Negrin Cabinet Shows Incompetence

But three months of the Negrin cabinet have demonstrated its incapacity to carry on the war. The “great democracies” continue to collaborate with the Italo-German bloc in depriving anti-fascist Spain of arms. They will aid the loyalist side only when the loyalist side becomes almost indistinguishable from Franco in its class character. They fear the effect of victories upon the morale of the workers and peasants. Even more important, the Negrin government has proved unable to utilize the materials and man power at its disposal. As it weeded out the proletarian officers and gave more and more power to the bourgeois bureaucracy and general staff, more and more acts of sabotage and outright treachery occurred.

Bilbao fell intact into Franco’s hands, though it is an elementary axiom of military science that well-armed troops cannot be driven from a city until its buildings are razed to the ground. The same thing has now happened to the manufacturing town of Reinosa, key to Santander’s defenses. The promised offensives on the Madrid, Teruel and Aragon fronts, to relieve Santander, have not materialized. The “government of victory” has failed even more miserably than its predecessor.
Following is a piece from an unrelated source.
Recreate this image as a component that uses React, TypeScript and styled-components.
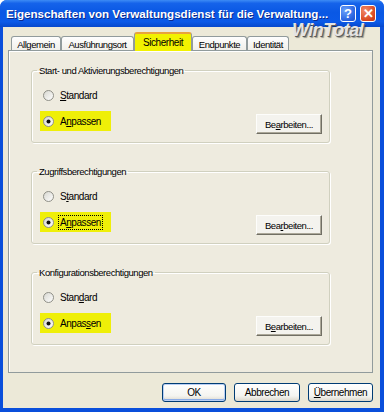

In this lies the explanation for the new-found resurgence of CNT-UGT opposition.

The CNT press abounds in warnings against illusions about aid from England and France, although the CNT leaders have not entirely freed themselves from that illusion: the very manifesto of July 17 addressed to the world proletariat declaring, “For us, the revolutionaries of Spain, there is only one salvation: your aid”, includes in its slogans one perfectly acceptable to the Stalinists: “Put pressure on your governments to adopt decisions favorable to our struggle.” It is obvious that a single friendly gesture from France would cause the anarchists to revert to the illusions which have so undermined the prosecution of the war. Their present skepticism, however, drives them to demand intensified mobilization, of the internal resources of Spain.

Araquistain “Disillusioned”

The same motives galvanize the Caballero forces. Luis Araquistain, Caballero’s theoretician, writes in Adelante of Valencia, July 15: “We have counted too much, in illusion and hope, on the London [non-intervention] Committee; that is to say, on the aid of the European democracies. Now is the hour to realize that we can expect nothing decisive from them in our favor, and from one of them much against us, at the least. On this conception we must base our foreign policy.” To realize how new his language is to Araquistain, one must read again the statements which he made, as Ambassador to France, until the middle of May. Then he expected not only Anglo-French aid, but amicable collaboration with Italy.

Interviewed by Le Petit Journal at the beginning of April, Araquistain said: “Mussolini, who is a thorough realist not frightened by words, should not be frightened by fantasies such as that of a Bolshevik utopia in Spain ... He has forgotten that there is no reason to suppose that republican Spain after the war would adopt toward Italy a policy different from that prior to the war.” “The arts of peace, of diplomacy, are methods of international attraction which work to better advantage than war.”

Araquistain trusted that Mussolini “would quickly overcome the bitterness” produced by the Guadalajara defeat. In three months, however, events have driven Araquistain to a more realistic position. That he and Caballero will maintain it, one may be permitted to doubt, considering their record. But revolutionaries can utilize it as a point of departure from which to win the masses for a consistently revolutionary prosecution of the war against fascism.